Носок бутсы зацепился за камень. Падая, Кристель видит, как растворяется, сгорает в солнечном диске силуэт хохочущего Эрика вместе с мальчиком, и вот уже никого кроме нее нет на плато...
Откуда-то словно сквозь вату долетает смутно знакомый мужской голос:
- Так-так, и дверь не закрыта... Что я увижу дальше?
Скрипит дверь комнаты. Шаги. Возглас. Тот же голос:
- Боже праведный! Это еще хуже...
Большая жесткая рука хватает ее за запястье, прижав к нему палец. От прикосновения кожу саднит как от ожога.
- Горячая, как печка, - бормочет мужчина, укладывая ее вдоль кровати. - Что же это ты, Пинкстон? Или у вас сэкономили на прививке против гриппа?

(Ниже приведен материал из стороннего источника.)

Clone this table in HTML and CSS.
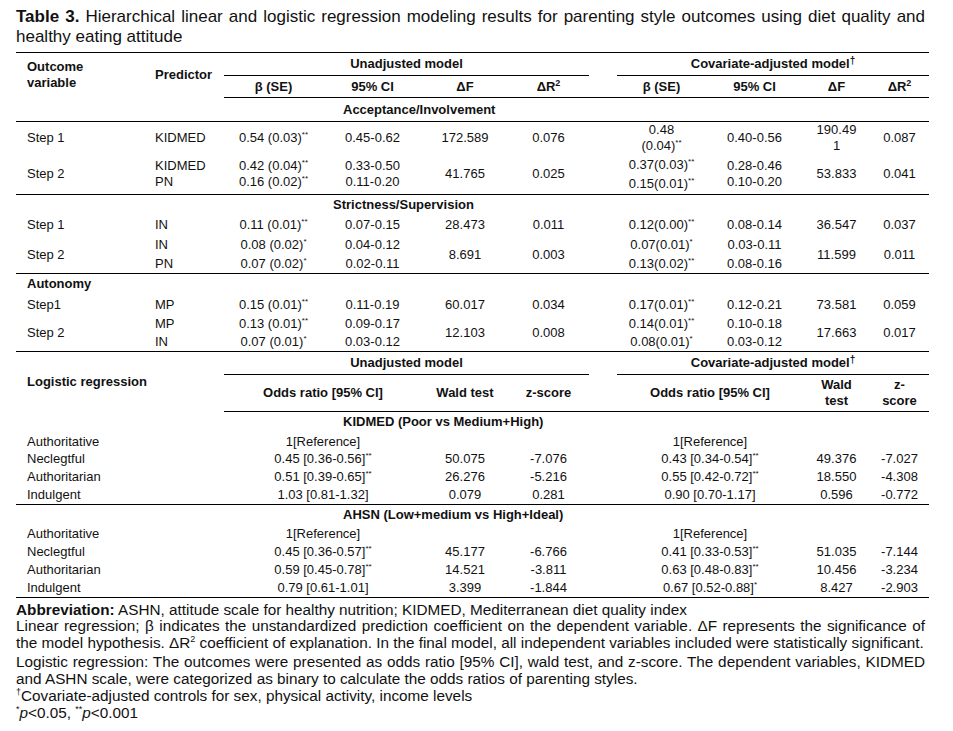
FILE: index.html
```html
<!DOCTYPE html>
<html lang="en">
<head>
    <meta charset="UTF-8">
    <title>Table 3</title>
    <link rel="stylesheet" href="styles.css">
</head>
<body>

<div class="page">
    <p class="caption"><b>Table 3.</b> Hierarchical linear and logistic regression modeling results for parenting style outcomes using diet quality and healthy eating attitude</p>

    <table class="results">
        <colgroup>
            <col style="width:128px"><col style="width:80px">
            <col style="width:99px"><col style="width:99px"><col style="width:86px"><col style="width:81px">
            <col style="width:28px">
            <col style="width:89px"><col style="width:97px"><col style="width:67px"><col style="width:59px">
        </colgroup>

        <!-- linear regression header -->
        <tr class="h-a">
            <th rowspan="2" class="left">Outcome<br>variable</th>
            <th rowspan="2" class="left">Predictor</th>
            <th colspan="4" class="rule">Unadjusted model</th>
            <th></th>
            <th colspan="4" class="rule">Covariate-adjusted model<sup class="dag">†</sup></th>
        </tr>
        <tr class="h-b">
            <th class="rule">β (SE)</th>
            <th class="rule">95% CI</th>
            <th class="rule">ΔF</th>
            <th class="rule">ΔR<sup class="sq">2</sup></th>
            <th class="rule"></th>
            <th class="rule">β (SE)</th>
            <th class="rule">95% CI</th>
            <th class="rule">ΔF</th>
            <th class="rule">ΔR<sup class="sq">2</sup></th>
        </tr>

        <tr class="group r-24 end">
            <td colspan="3"></td>
            <th colspan="8" class="group-title">Acceptance/Involvement</th>
        </tr>
        <tr class="r-30">
            <td class="left">Step 1</td>
            <td class="left">KIDMED</td>
            <td>0.54 (0.03)<sup>**</sup></td>
            <td>0.45-0.62</td>
            <td>172.589</td>
            <td>0.076</td>
            <td></td>
            <td>0.48<br>(0.04)<sup>**</sup></td>
            <td>0.40-0.56</td>
            <td>190.49<br>1</td>
            <td>0.087</td>
        </tr>
        <tr class="r-40 end">
            <td class="left">Step 2</td>
            <td class="left">KIDMED<br>PN</td>
            <td>0.42 (0.04)<sup>**</sup><br>0.16 (0.02)<sup>**</sup></td>
            <td>0.33-0.50<br>0.11-0.20</td>
            <td>41.765</td>
            <td>0.025</td>
            <td></td>
            <td class="loose">0.37(0.03)<sup>**</sup><br>0.15(0.01)<sup>**</sup></td>
            <td>0.28-0.46<br>0.10-0.20</td>
            <td>53.833</td>
            <td>0.041</td>
        </tr>

        <tr class="group r-21">
            <td colspan="3"></td>
            <th colspan="8" class="group-title near">Strictness/Supervision</th>
        </tr>
        <tr class="r-20">
            <td class="left">Step 1</td>
            <td class="left">IN</td>
            <td>0.11 (0.01)<sup>**</sup></td>
            <td>0.07-0.15</td>
            <td>28.473</td>
            <td>0.011</td>
            <td></td>
            <td>0.12(0.00)<sup>**</sup></td>
            <td>0.08-0.14</td>
            <td>36.547</td>
            <td>0.037</td>
        </tr>
        <tr class="r-38 loose end">
            <td class="left">Step 2</td>
            <td class="left">IN<br>PN</td>
            <td>0.08 (0.02)<sup>*</sup><br>0.07 (0.02)<sup>*</sup></td>
            <td>0.04-0.12<br>0.02-0.11</td>
            <td>8.691</td>
            <td>0.003</td>
            <td></td>
            <td>0.07(0.01)<sup>*</sup><br>0.13(0.02)<sup>**</sup></td>
            <td>0.03-0.11<br>0.08-0.16</td>
            <td>11.599</td>
            <td>0.011</td>
        </tr>

        <tr class="r-21">
            <th colspan="11" class="left">Autonomy</th>
        </tr>
        <tr class="r-20">
            <td class="left">Step1</td>
            <td class="left">MP</td>
            <td>0.15 (0.01)<sup>**</sup></td>
            <td>0.11-0.19</td>
            <td>60.017</td>
            <td>0.034</td>
            <td></td>
            <td>0.17(0.01)<sup>**</sup></td>
            <td>0.12-0.21</td>
            <td>73.581</td>
            <td>0.059</td>
        </tr>
        <tr class="r-37 mid end">
            <td class="left">Step 2</td>
            <td class="left">MP<br>IN</td>
            <td>0.13 (0.01)<sup>**</sup><br>0.07 (0.01)<sup>*</sup></td>
            <td>0.09-0.17<br>0.03-0.12</td>
            <td>12.103</td>
            <td>0.008</td>
            <td></td>
            <td>0.14(0.01)<sup>**</sup><br>0.08(0.01)<sup>*</sup></td>
            <td>0.10-0.18<br>0.03-0.12</td>
            <td>17.663</td>
            <td>0.017</td>
        </tr>

        <!-- logistic regression header -->
        <tr class="h-a">
            <th rowspan="2" colspan="2" class="left">Logistic regression</th>
            <th colspan="4" class="rule">Unadjusted model</th>
            <th></th>
            <th colspan="4" class="rule">Covariate-adjusted model<sup class="dag">†</sup></th>
        </tr>
        <tr class="r-37 end">
            <th colspan="2">Odds ratio [95% CI]</th>
            <th>Wald test</th>
            <th>z-score</th>
            <th></th>
            <th colspan="2">Odds ratio [95% CI]</th>
            <th>Wald<br>test</th>
            <th>z-<br>score</th>
        </tr>

        <tr class="group r-21">
            <td colspan="3"></td>
            <th colspan="8" class="group-title">KIDMED (Poor vs Medium+High)</th>
        </tr>
        <tr class="r-18">
            <td colspan="2" class="left">Authoritative</td>
            <td colspan="2">1[Reference]</td>
            <td></td><td></td><td></td>
            <td colspan="2">1[Reference]</td>
            <td></td><td></td>
        </tr>
        <tr class="r-17">
            <td colspan="2" class="left">Neclegtful</td>
            <td colspan="2">0.45 [0.36-0.56]<sup>**</sup></td>
            <td>50.075</td>
            <td>-7.076</td>
            <td></td>
            <td colspan="2">0.43 [0.34-0.54]<sup>**</sup></td>
            <td>49.376</td>
            <td>-7.027</td>
        </tr>
        <tr class="r-18">
            <td colspan="2" class="left">Authoritarian</td>
            <td colspan="2">0.51 [0.39-0.65]<sup>**</sup></td>
            <td>26.276</td>
            <td>-5.216</td>
            <td></td>
            <td colspan="2">0.55 [0.42-0.72]<sup>**</sup></td>
            <td>18.550</td>
            <td>-4.308</td>
        </tr>
        <tr class="r-19 end">
            <td colspan="2" class="left">Indulgent</td>
            <td colspan="2">1.03 [0.81-1.32]</td>
            <td>0.079</td>
            <td>0.281</td>
            <td></td>
            <td colspan="2">0.90 [0.70-1.17]</td>
            <td>0.596</td>
            <td>-0.772</td>
        </tr>

        <tr class="group r-20">
            <td colspan="3"></td>
            <th colspan="8" class="group-title">AHSN (Low+medium vs High+Ideal)</th>
        </tr>
        <tr class="r-18">
            <td colspan="2" class="left">Authoritative</td>
            <td colspan="2">1[Reference]</td>
            <td></td><td></td><td></td>
            <td colspan="2">1[Reference]</td>
            <td></td><td></td>
        </tr>
        <tr class="r-18">
            <td colspan="2" class="left">Neclegtful</td>
            <td colspan="2">0.45 [0.36-0.57]<sup>**</sup></td>
            <td>45.177</td>
            <td>-6.766</td>
            <td></td>
            <td colspan="2">0.41 [0.33-0.53]<sup>**</sup></td>
            <td>51.035</td>
            <td>-7.144</td>
        </tr>
        <tr class="r-18">
            <td colspan="2" class="left">Authoritarian</td>
            <td colspan="2">0.59 [0.45-0.78]<sup>**</sup></td>
            <td>14.521</td>
            <td>-3.811</td>
            <td></td>
            <td colspan="2">0.63 [0.48-0.83]<sup>**</sup></td>
            <td>10.456</td>
            <td>-3.234</td>
        </tr>
        <tr class="r-19 end">
            <td colspan="2" class="left">Indulgent</td>
            <td colspan="2">0.79 [0.61-1.01]</td>
            <td>3.399</td>
            <td>-1.844</td>
            <td></td>
            <td colspan="2">0.67 [0.52-0.88]<sup>*</sup></td>
            <td>8.427</td>
            <td>-2.903</td>
        </tr>
    </table>

    <div class="notes">
        <p><b>Abbreviation:</b> ASHN, attitude scale for healthy nutrition; KIDMED, Mediterranean diet quality index</p>
        <p class="tight">Linear regression; β indicates the unstandardized prediction coefficient on the dependent variable. ΔF represents the significance of the model hypothesis. ΔR<sup>2</sup> coefficient of explanation. In the final model, all independent variables included were statistically significant.</p>
        <p class="gap">Logistic regression: The outcomes were presented as odds ratio [95% CI], wald test, and z-score. The dependent variables, KIDMED and ASHN scale, were categorized as binary to calculate the odds ratios of parenting styles.</p>
        <p><sup>†</sup>Covariate-adjusted controls for sex, physical activity, income levels</p>
        <p><sup>*</sup><i>p</i>&lt;0.05, <sup>**</sup><i>p</i>&lt;0.001</p>
    </div>
</div>

</body>
</html>
```

FILE: styles.css
```css
body {
    margin: 0;
    background-color: #fff;
    color: #111;
    font-family: "Liberation Sans", Arial, sans-serif;
}

.page {
    width: 913px;
    padding: 7px 0 0 16px;
}

/* caption */
.caption {
    margin: 0 4px 5px 0;
    font-size: 17px;
    line-height: 20px;
    text-align: justify;
}

/* table */
.results {
    width: 913px;
    table-layout: fixed;
    border-collapse: collapse;
    border-top: 1px solid #000;
    font-size: 13px;
    line-height: 16px;
}
.results th,
.results td {
    padding: 0;
    text-align: center;
    vertical-align: middle;
    font-weight: normal;
    white-space: nowrap;
}
.results th {
    font-weight: bold;
}
.results .left {
    text-align: left;
    padding-left: 11px;
}
.results .rule {
    border-bottom: 1px solid #000;
}
.results tr.end > * {
    border-bottom: 1px solid #000;
}
.results .group-title {
    text-align: left;
    padding-left: 20px;
}
.results .group-title.near {
    padding-left: 10px;
}
.results .loose,
.results tr.loose td {
    line-height: 19px;
}
.results tr.mid td {
    line-height: 18px;
}

/* row heights */
.h-a { height: 23px; }
.h-b { height: 22px; }
.r-17 { height: 17px; }
.r-18 { height: 18px; }
.r-19 { height: 19px; }
.r-20 { height: 20px; }
.r-21 { height: 21px; }
.r-24 { height: 24px; }
.r-30 { height: 30px; }
.r-37 { height: 37px; }
.r-38 { height: 38px; }
.r-40 { height: 40px; }

/* significance marks */
.results sup {
    font-size: 8px;
    line-height: 0;
    vertical-align: 5px;
}
.results sup.dag {
    font-size: 10px;
    vertical-align: 4px;
}
.results sup.sq {
    font-size: 9px;
    vertical-align: 5px;
}

/* footnotes */
.notes {
    margin: 3px 4px 0 0;
    font-size: 15.3px;
    line-height: 17px;
    text-align: justify;
}
.notes p {
    margin: 0;
}
.notes p.tight {
    margin-top: -1px;
}
.notes p.gap {
    margin-top: 2px;
}
.notes sup {
    font-size: 9px;
    line-height: 0;
    vertical-align: 6px;
}
```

"Кто это? - ломает голову Кристель. - Я ведь его знаю... Ах, да, это же Эрик... Он пришел отобрать моего сына. Только я теперь начеку. Он меня не проведет!".
Мужчина подсовывает ей под голову подушку, набрасывает на плечи плед. Кристель пробует открыть глаза, но верхний свет резанул по ним, обжег, ослепил. Ничего, это ей не помешает. Она хорошо умеет игнорировать мелкие неудобства... Сжав кулак, Кристель вслепую бьет, попав по лбу или по челюсти и снова падает, обессилевшая после этого рывка.
Сдавленный возглас. Крепкое словцо. И тот же голос:
- Да-а, узнаю Кристель. Глаза открыть не может, а лупит без промаха, - болезненное шипение. - Расскажи кому, не поверят. Хорошо врезала. Это она еще не все знает. А если бы знала, вообще бы голову мне оторвала и за ноги подвесила. Запросто.